Start of Provided records

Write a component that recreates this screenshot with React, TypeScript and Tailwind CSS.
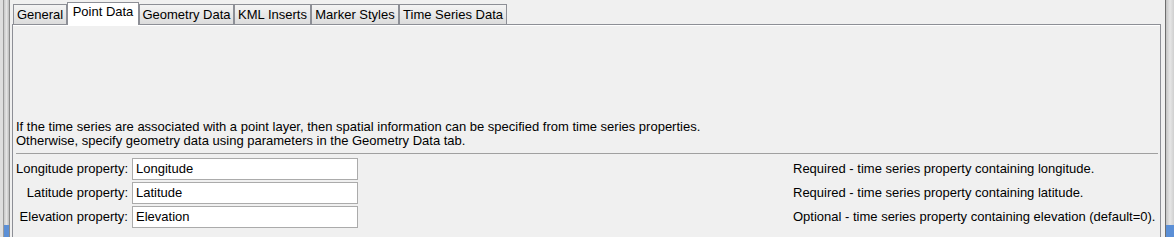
import React from 'react';

const tabs = ['General', 'Point Data', 'Geometry Data', 'KML Inserts', 'Marker Styles', 'Time Series Data'];
const tabWidths = [54, 72, 95, 77, 88, 108];

const rows = [
  { label: 'Longitude property:', value: 'Longitude', note: 'Required - time series property containing longitude.' },
  { label: 'Latitude property:', value: 'Latitude', note: 'Required - time series property containing latitude.' },
  { label: 'Elevation property:', value: 'Elevation', note: 'Optional - time series property containing elevation (default=0).' },
];

function Tab({ label, width, active }: { label: string; width: number; active: boolean }) {
  if (active) {
    return (
      <div
        className="relative z-10 -mb-[1px] flex h-[23px] items-start justify-center border border-b-0 border-[#8d8f96] bg-white pt-[2px]"
        style={{ width }}
      >
        {label}
      </div>
    );
  }
  return (
    <div
      className="flex h-[20px] items-center justify-center border border-b-0 border-[#8d8f96] bg-gradient-to-b from-[#f4f4f4] to-[#dcdcdc] pt-[1px]"
      style={{ width }}
    >
      {label}
    </div>
  );
}

export default function App() {
  return (
    <div className="flex h-[237px] w-[1174px] overflow-hidden bg-[#f0f0f0] font-['Liberation_Sans',Arial,sans-serif] text-[13px] leading-[14px] text-black">
      {/* left frame */}
      <div className="flex w-[12px] shrink-0">
        <div className="w-[3px] bg-[#dedede]" />
        <div className="flex w-[6px] flex-col justify-end border-l border-[#9a9a9a] bg-gradient-to-r from-[#c8c8c8] via-[#e4e4e4] to-[#bdbdbd]">
          <div className="h-[12px] bg-[#5b8fd6]" />
        </div>
        <div className="w-[1px] bg-[#8a8a8a]" />
        <div className="w-[2px]" />
      </div>

      {/* main tabbed pane */}
      <div className="flex h-[260px] w-[1149px] shrink-0 flex-col pt-[2px]">
        <div className="flex items-end pl-[1px]">
          {tabs.map((t, i) => (
            <Tab key={t} label={t} width={tabWidths[i]} active={i === 1} />
          ))}
        </div>
        <div className="flex flex-1 flex-col border border-[#8d8f96]">
          <div className="h-[1px] bg-white" />
          <div className="flex flex-col pl-[3px] pr-[2px] pt-[94px]">
            <p>If the time series are associated with a point layer, then spatial information can be specified from time series properties.</p>
            <p>Otherwise, specify geometry data using parameters in the Geometry Data tab.</p>
            <div className="mt-[5px] h-[1px] bg-[#a0a0a0]" />
            <div className="mt-[4px] flex flex-col gap-[2px]">
              {rows.map((r) => (
                <div key={r.label} className="flex items-center">
                  <span className="w-[112px] whitespace-nowrap text-right">{r.label}</span>
                  <div className="ml-[4px] flex h-[22px] w-[226px] items-center border border-[#ababab] bg-white pl-[3px]">
                    {r.value}
                  </div>
                  <span className="ml-[435px] whitespace-nowrap">{r.note}</span>
                </div>
              ))}
            </div>
          </div>
        </div>
      </div>

      {/* right frame */}
      <div className="flex w-[13px] shrink-0">
        <div className="w-[4px]" />
        <div className="w-[1px] bg-[#6e6e6e]" />
        <div className="flex w-[8px] flex-col justify-end bg-gradient-to-r from-[#c4c4c4] via-[#e6e6e6] to-[#cfcfcf]">
          <div className="h-[12px] bg-[#5b8fd6]" />
        </div>
      </div>
    </div>
  );
}
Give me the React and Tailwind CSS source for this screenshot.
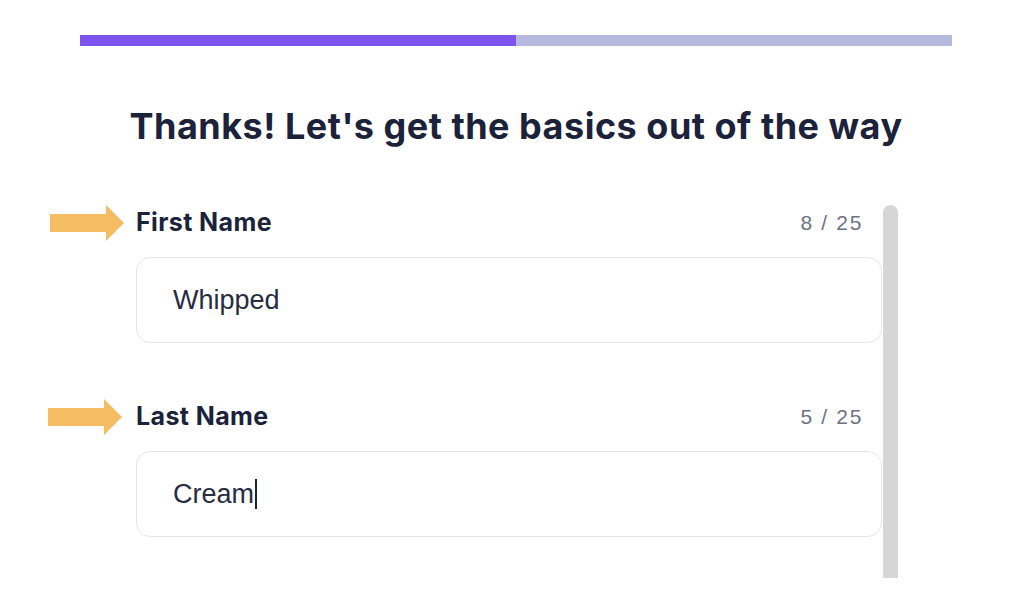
const Arrow = ({ className }) => (
    <svg className={className} width="74" height="36" viewBox="0 0 74 36">
        <path d="M0 9 H56 V0 L74 18 L56 36 V27 H0 Z" fill="#f4bd63" />
    </svg>
)

const Field = ({ label, value, count, arrowClass, caret }) => (
    <div className="flex flex-col">
        <div className="flex items-center h-[36px]">
            <div className="w-[88px] shrink-0 flex">
                <Arrow className={arrowClass} />
            </div>
            <span className="text-[25px] font-bold text-[#1b2239] tracking-[0.4px] font-['Inter',sans-serif]">
                {label}
            </span>
            <span className="ml-auto mr-[19px] text-[21px] text-[#6e7182] tracking-[0.08em] font-['Liberation_Sans',Arial,sans-serif]">
                {count}
            </span>
        </div>
        <div className="ml-[88px] mt-[16px] h-[86px] rounded-[14px] border border-[#e6e6e6] flex items-center pl-[36px]">
            <span className="text-[27px] text-[#272c42] font-['Liberation_Sans',Arial,sans-serif]">{value}</span>
            {caret && <span className="w-[2px] h-[30px] bg-[#1b2239] ml-[1px]" />}
        </div>
    </div>
)

export default function App() {
    return (
        <div className="w-[1018px] h-[616px] bg-white overflow-hidden">
            {/* progress */}
            <div className="mt-[35px] ml-[80px] w-[872px] h-[11px] flex bg-[#b6b9de]">
                <div className="w-[436px] bg-[#7c55ee]" />
            </div>

            <h1 className="mt-[60px] pl-[14px] text-center text-[36px] leading-[40px] font-bold text-[#1b2239] font-['Inter',sans-serif] tracking-[0.5px]">
                Thanks! Let's get the basics out of the way
            </h1>

            <div className="mt-[59px] flex">
                <div className="ml-[48px] w-[834px] flex flex-col gap-[56px]">
                    <Field label="First Name" value="Whipped" count="8 / 25" arrowClass="ml-[2px]" />
                    <Field label="Last Name" value="Cream" count="5 / 25" arrowClass="" caret />
                </div>
                <div className="ml-[1px] w-[15px] h-[373px] rounded-t-full bg-[#d6d6d6]" />
            </div>
        </div>
    )
}
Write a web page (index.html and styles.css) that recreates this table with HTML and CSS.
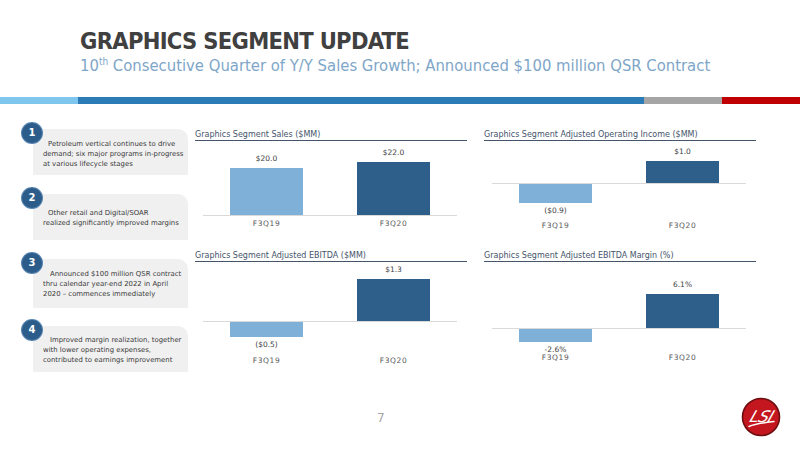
FILE: index.html
```html
<!DOCTYPE html>
<html>
<head>
<meta charset="utf-8">
<link rel="stylesheet" href="styles.css">
</head>
<body>
<div class="slide">
  <header class="head">
    <h1>GRAPHICS SEGMENT UPDATE</h1>
    <p class="sub">10<sup>th</sup> Consecutive Quarter of Y/Y Sales Growth; Announced $100 million QSR Contract</p>
  </header>
  <div class="stripe"><span class="s1"></span><span class="s2"></span><span class="s3"></span><span class="s4"></span></div>
  <main class="content">
    <aside class="points">
      <div class="point p1"><span class="badge">1</span>Petroleum vertical continues to drive<br>demand; six major programs in-progress<br>at various lifecycle stages</div>
      <div class="point p2"><span class="badge">2</span>Other retail and Digital/SOAR<br>realized significantly improved margins</div>
      <div class="point p3"><span class="badge">3</span>Announced $100 million QSR contract<br>thru calendar year-end 2022 in April<br>2020 – commences immediately</div>
      <div class="point p4"><span class="badge">4</span>Improved margin realization, together<br>with lower operating expenses,<br>contributed to earnings improvement</div>
    </aside>
    <section class="charts">
      <div class="chart c1">
        <div class="ctitle">Graphics Segment Sales ($MM)</div>
        <div class="plot">
          <div class="row pos">
            <div class="col"><span class="lbl">$20.0</span><span class="bar light" style="height:47px"></span></div>
            <div class="col"><span class="lbl">$22.0</span><span class="bar dark" style="height:53px"></span></div>
          </div>
          <div class="axis"></div>
          <div class="row neg"></div>
          <div class="cats"><span>F3Q19</span><span>F3Q20</span></div>
        </div>
      </div>
      <div class="chart c2">
        <div class="ctitle">Graphics Segment Adjusted Operating Income ($MM)</div>
        <div class="plot">
          <div class="row pos">
            <div class="col"></div>
            <div class="col"><span class="lbl">$1.0</span><span class="bar dark" style="height:22px"></span></div>
          </div>
          <div class="axis"></div>
          <div class="row neg">
            <div class="col"><span class="bar light" style="height:19px"></span><span class="lbl">($0.9)</span></div>
            <div class="col"></div>
          </div>
          <div class="cats"><span>F3Q19</span><span>F3Q20</span></div>
        </div>
      </div>
      <div class="chart c3">
        <div class="ctitle">Graphics Segment Adjusted EBITDA ($MM)</div>
        <div class="plot">
          <div class="row pos">
            <div class="col"></div>
            <div class="col"><span class="lbl">$1.3</span><span class="bar dark" style="height:42px"></span></div>
          </div>
          <div class="axis"></div>
          <div class="row neg">
            <div class="col"><span class="bar light" style="height:15px"></span><span class="lbl">($0.5)</span></div>
            <div class="col"></div>
          </div>
          <div class="cats"><span>F3Q19</span><span>F3Q20</span></div>
        </div>
      </div>
      <div class="chart c4">
        <div class="ctitle">Graphics Segment Adjusted EBITDA Margin (%)</div>
        <div class="plot">
          <div class="row pos">
            <div class="col"></div>
            <div class="col"><span class="lbl">6.1%</span><span class="bar dark" style="height:34px"></span></div>
          </div>
          <div class="axis"></div>
          <div class="row neg">
            <div class="col"><span class="bar light" style="height:13px"></span><span class="lbl">-2.6%</span></div>
            <div class="col"></div>
          </div>
          <div class="cats"><span>F3Q19</span><span>F3Q20</span></div>
        </div>
      </div>
    </section>
  </main>
  <footer class="foot">
    <span class="pnum">7</span>
    <svg class="logo" width="40" height="40" viewBox="0 0 40 40">
      <circle cx="20" cy="20" r="18.5" fill="#c3161e" stroke="#6e0d10" stroke-width="1.6"/>
      <text x="20" y="25" text-anchor="middle" class="logotext" transform="skewX(-20) translate(8 0)">LSI</text>
      <path d="M8 29.5 C15 26.5 24 25.5 33 24.5" fill="none" stroke="#fff" stroke-width="1.5" stroke-linecap="round"/>
    </svg>
  </footer>
</div>
</body>
</html>
```

FILE: styles.css
```css
html, body {
  margin: 0;
  padding: 0;
  background: #ffffff;
}

.slide {
  width: 800px;
  height: 450px;
  overflow: hidden;
  font-family: "DejaVu Sans", sans-serif;
  background: #ffffff;
}

.head {
  height: 97px;
  box-sizing: border-box;
  padding: 27px 0 0 80px;
}

.head h1 {
  margin: 0;
  font-family: "DejaVu Sans Condensed", "DejaVu Sans", sans-serif;
  font-stretch: condensed;
  font-weight: bold;
  font-size: 23.5px;
  line-height: 29px;
  color: #404040;
  letter-spacing: -0.7px;
}

.sub {
  margin: 0;
  font-family: "DejaVu Sans Condensed", "DejaVu Sans", sans-serif;
  font-stretch: condensed;
  font-size: 16.5px;
  line-height: 20px;
  color: #7ea6c8;
}

.sub sup {
  font-size: 10px;
  line-height: 0;
}

.stripe {
  display: flex;
  height: 7px;
}

.stripe .s1 { width: 78px; background: #7fc6ef; }
.stripe .s2 { width: 566px; background: #2a7bb6; }
.stripe .s3 { width: 78px; background: #a5a5a5; }
.stripe .s4 { width: 78px; background: #c00000; }

.content {
  display: flex;
  height: 291px;
}

.points {
  width: 155px;
  margin-left: 33px;
  padding-top: 25px;
  display: flex;
  flex-direction: column;
}

.point {
  position: relative;
  background: #f0f0f0;
  border-top-right-radius: 10px;
  height: 46px;
  box-sizing: border-box;
  padding: 10px 2px 0 10px;
  font-size: 6.9px;
  line-height: 10px;
  color: #3a3a3a;
  text-indent: 5px;
  white-space: nowrap;
}

.point.p1 { padding-top: 10px; }
.point.p2 { margin-top: 19px; padding-top: 14px; }
.point.p3 { margin-top: 19px; height: 49px; padding-top: 10px; text-indent: 7px; }
.point.p4 { margin-top: 18px; padding-top: 9px; text-indent: 7px; }

.badge {
  position: absolute;
  left: -11px;
  top: -6px;
  width: 20px;
  height: 20px;
  border-radius: 50%;
  background: #2c5c89;
  box-shadow: 0 0 0 1px #5683b0;
  color: #ffffff;
  font-weight: bold;
  font-size: 10px;
  line-height: 20px;
  text-align: center;
  text-indent: 0;
}

.charts {
  margin-left: 7px;
  padding-top: 25px;
  display: grid;
  grid-template-columns: 272px 272px;
  grid-template-rows: 121px 1fr;
  column-gap: 17px;
}

.ctitle {
  height: 11px;
  font-size: 8px;
  line-height: 11px;
  color: #44546a;
  border-bottom: 1px solid #44546a;
  white-space: nowrap;
}

.plot {
  margin-left: 8px;
  width: 254px;
}

.row {
  display: flex;
}

.pos { align-items: flex-end; }
.neg { align-items: flex-start; }

.col {
  flex: 1;
  display: flex;
  flex-direction: column;
  align-items: center;
}

.bar {
  display: block;
  width: 73px;
}

.bar.light { background: #7fb0d8; }
.bar.dark { background: #2e5f8a; }

.lbl {
  font-size: 7.5px;
  line-height: 10px;
  color: #404040;
}

.pos .lbl { margin-bottom: 4px; }
.neg .lbl { margin-top: 3px; }

.axis {
  height: 1px;
  background: #d9d9d9;
}

.cats {
  display: flex;
  padding-top: 3px;
}

.cats span {
  flex: 1;
  text-align: center;
  font-size: 7.5px;
  line-height: 10px;
  color: #595959;
  letter-spacing: 0.6px;
}

.c1 .pos { height: 74px; }
.c1 .neg { height: 0; }
.c2 .pos { height: 42px; }
.c2 .neg { height: 34px; }
.c3 .pos { height: 59px; }
.c3 .neg { height: 31px; }
.c4 .pos { height: 66px; }
.c4 .neg { height: 21px; }

.foot {
  display: flex;
  align-items: flex-start;
  height: 55px;
  padding-top: 2px;
  box-sizing: border-box;
}

.pnum {
  margin-left: 377px;
  margin-top: 14px;
  font-family: "DejaVu Sans", sans-serif;
  font-size: 12px;
  line-height: 14px;
  color: #a6a6a6;
}

.logo {
  margin-left: auto;
  margin-right: 19px;
}

.logotext {
  font-family: "DejaVu Sans", sans-serif;
  font-style: italic;
  font-size: 16px;
  fill: #ffffff;
  letter-spacing: -0.5px;
}
```
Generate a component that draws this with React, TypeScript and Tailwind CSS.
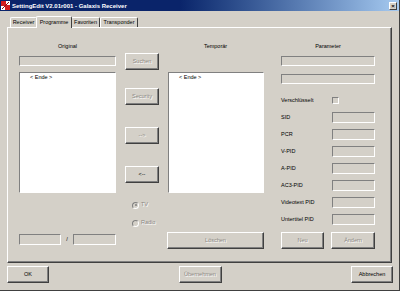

End of Provided records

__Your objective__.
Every line of the listing that holds "this" is to be counted; give only the resulting number.

__Written solution__.
4